* STATED PROBLEM *
From the entries below, gather every line containing the string "this".

* RECORDS SUPPLIED *
————————

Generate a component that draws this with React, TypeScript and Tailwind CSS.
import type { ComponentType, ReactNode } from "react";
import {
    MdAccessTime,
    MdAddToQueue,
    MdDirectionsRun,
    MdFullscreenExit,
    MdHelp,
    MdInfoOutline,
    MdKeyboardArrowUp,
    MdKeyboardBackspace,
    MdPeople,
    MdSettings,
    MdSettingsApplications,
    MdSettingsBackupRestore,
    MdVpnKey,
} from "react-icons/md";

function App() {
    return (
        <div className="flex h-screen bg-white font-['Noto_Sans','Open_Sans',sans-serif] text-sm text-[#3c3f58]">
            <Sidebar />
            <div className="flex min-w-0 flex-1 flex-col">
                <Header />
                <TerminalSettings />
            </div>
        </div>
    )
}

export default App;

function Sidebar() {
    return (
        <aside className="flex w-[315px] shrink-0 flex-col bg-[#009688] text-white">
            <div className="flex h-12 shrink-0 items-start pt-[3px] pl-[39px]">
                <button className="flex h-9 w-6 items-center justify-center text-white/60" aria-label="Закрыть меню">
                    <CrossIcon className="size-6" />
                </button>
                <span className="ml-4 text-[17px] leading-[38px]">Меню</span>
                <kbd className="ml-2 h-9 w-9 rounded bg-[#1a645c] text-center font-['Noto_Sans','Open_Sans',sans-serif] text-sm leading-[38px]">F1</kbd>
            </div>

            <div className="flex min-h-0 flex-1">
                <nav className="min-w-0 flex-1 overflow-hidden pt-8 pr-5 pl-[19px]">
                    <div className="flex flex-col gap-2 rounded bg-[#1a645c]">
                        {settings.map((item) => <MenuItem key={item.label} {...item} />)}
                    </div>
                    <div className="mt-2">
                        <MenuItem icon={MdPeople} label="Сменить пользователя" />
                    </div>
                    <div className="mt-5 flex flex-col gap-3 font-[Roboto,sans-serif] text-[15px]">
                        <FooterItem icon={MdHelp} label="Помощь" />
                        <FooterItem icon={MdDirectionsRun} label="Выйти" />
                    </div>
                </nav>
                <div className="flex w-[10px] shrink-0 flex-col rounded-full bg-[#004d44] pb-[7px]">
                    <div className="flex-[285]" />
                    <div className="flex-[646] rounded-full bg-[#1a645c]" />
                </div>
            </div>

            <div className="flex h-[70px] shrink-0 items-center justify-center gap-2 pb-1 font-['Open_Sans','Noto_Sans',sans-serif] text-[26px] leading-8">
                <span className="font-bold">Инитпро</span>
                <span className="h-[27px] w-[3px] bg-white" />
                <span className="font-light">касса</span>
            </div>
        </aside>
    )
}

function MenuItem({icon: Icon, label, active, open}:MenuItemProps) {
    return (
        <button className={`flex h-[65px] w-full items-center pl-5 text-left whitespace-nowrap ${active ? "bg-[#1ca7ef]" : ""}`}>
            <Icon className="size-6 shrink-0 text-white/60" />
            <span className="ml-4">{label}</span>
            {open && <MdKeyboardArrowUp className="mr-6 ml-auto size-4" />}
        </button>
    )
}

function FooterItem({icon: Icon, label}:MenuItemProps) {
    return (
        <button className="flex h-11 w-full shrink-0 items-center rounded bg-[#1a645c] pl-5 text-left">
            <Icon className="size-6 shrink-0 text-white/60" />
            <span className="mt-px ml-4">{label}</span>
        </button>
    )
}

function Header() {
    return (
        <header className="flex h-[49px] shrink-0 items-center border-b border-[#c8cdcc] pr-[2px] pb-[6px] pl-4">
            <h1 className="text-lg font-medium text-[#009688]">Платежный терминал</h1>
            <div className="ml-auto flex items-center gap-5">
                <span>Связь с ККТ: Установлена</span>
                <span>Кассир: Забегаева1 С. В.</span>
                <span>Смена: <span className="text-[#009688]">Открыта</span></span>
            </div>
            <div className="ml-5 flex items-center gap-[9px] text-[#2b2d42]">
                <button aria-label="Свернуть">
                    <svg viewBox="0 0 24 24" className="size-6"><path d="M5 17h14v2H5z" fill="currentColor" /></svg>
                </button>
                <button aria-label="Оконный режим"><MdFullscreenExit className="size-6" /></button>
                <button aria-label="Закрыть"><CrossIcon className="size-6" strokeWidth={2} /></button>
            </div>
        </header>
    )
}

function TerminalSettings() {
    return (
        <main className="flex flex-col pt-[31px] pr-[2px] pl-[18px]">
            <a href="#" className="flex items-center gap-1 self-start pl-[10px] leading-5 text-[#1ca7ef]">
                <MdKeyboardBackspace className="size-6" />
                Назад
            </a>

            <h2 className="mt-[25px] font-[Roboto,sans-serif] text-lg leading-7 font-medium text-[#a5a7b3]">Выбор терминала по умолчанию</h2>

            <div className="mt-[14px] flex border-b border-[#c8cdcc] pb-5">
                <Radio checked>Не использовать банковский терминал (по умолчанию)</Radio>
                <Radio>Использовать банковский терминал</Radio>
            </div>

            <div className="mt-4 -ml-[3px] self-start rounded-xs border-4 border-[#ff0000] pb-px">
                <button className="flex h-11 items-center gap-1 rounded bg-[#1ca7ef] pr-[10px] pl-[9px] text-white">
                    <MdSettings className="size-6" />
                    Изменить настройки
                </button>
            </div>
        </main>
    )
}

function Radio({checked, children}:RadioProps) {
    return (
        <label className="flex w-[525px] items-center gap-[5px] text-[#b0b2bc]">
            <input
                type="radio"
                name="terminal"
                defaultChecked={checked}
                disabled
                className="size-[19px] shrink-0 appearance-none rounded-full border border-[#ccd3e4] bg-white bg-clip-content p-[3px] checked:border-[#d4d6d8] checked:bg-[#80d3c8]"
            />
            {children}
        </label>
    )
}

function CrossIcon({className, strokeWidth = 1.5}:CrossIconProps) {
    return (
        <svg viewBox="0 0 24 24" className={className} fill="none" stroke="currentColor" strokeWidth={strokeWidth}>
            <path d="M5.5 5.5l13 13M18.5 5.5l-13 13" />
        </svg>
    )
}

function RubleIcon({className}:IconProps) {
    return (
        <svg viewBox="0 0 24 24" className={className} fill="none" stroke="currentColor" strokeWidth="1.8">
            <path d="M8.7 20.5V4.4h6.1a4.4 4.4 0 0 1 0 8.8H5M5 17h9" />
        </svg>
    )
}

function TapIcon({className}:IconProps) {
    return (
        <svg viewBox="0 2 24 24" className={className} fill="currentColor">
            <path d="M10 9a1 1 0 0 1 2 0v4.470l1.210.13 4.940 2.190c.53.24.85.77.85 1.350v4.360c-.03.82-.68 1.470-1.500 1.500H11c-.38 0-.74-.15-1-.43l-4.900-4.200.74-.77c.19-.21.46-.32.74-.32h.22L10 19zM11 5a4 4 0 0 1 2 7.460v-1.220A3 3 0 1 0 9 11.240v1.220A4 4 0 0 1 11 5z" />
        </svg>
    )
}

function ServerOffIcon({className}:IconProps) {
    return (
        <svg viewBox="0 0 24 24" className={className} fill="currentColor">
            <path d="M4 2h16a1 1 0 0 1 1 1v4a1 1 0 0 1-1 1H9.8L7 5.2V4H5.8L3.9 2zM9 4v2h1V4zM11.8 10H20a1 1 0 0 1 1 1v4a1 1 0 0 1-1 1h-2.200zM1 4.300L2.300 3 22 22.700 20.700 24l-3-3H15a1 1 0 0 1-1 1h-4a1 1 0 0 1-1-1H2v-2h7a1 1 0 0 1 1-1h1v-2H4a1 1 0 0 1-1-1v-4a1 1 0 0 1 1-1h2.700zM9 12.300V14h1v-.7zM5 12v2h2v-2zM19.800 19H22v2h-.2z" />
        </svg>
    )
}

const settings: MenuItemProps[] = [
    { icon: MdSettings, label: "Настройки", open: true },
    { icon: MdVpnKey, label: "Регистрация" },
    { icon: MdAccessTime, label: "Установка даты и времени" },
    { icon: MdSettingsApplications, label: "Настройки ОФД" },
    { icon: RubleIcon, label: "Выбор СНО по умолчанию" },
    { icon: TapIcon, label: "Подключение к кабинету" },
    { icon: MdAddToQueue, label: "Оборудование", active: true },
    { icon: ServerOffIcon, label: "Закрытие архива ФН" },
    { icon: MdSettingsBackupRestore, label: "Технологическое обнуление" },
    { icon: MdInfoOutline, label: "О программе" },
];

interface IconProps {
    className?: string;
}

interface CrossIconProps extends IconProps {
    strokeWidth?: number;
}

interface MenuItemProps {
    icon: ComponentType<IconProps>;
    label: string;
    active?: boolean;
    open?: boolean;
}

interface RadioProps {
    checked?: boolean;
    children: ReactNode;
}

————————

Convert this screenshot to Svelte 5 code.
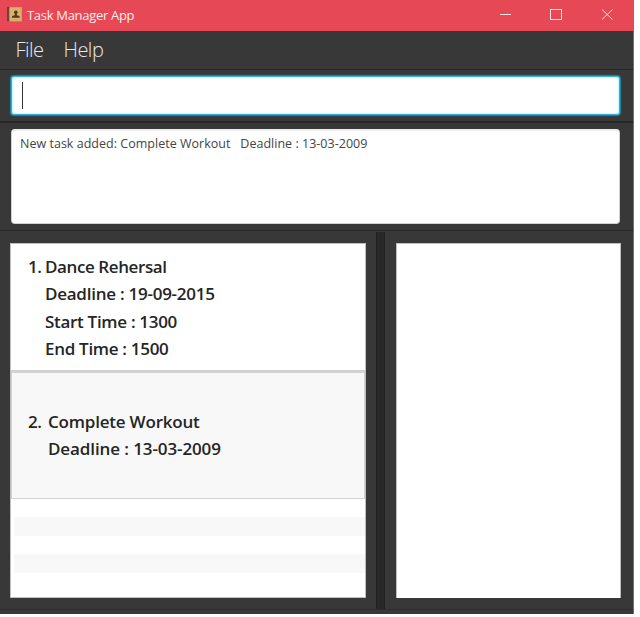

————————

* REPLY TO THE TASK *
Generate a component that draws this with React, TypeScript and Tailwind CSS.
Convert this screenshot to Svelte 5 code.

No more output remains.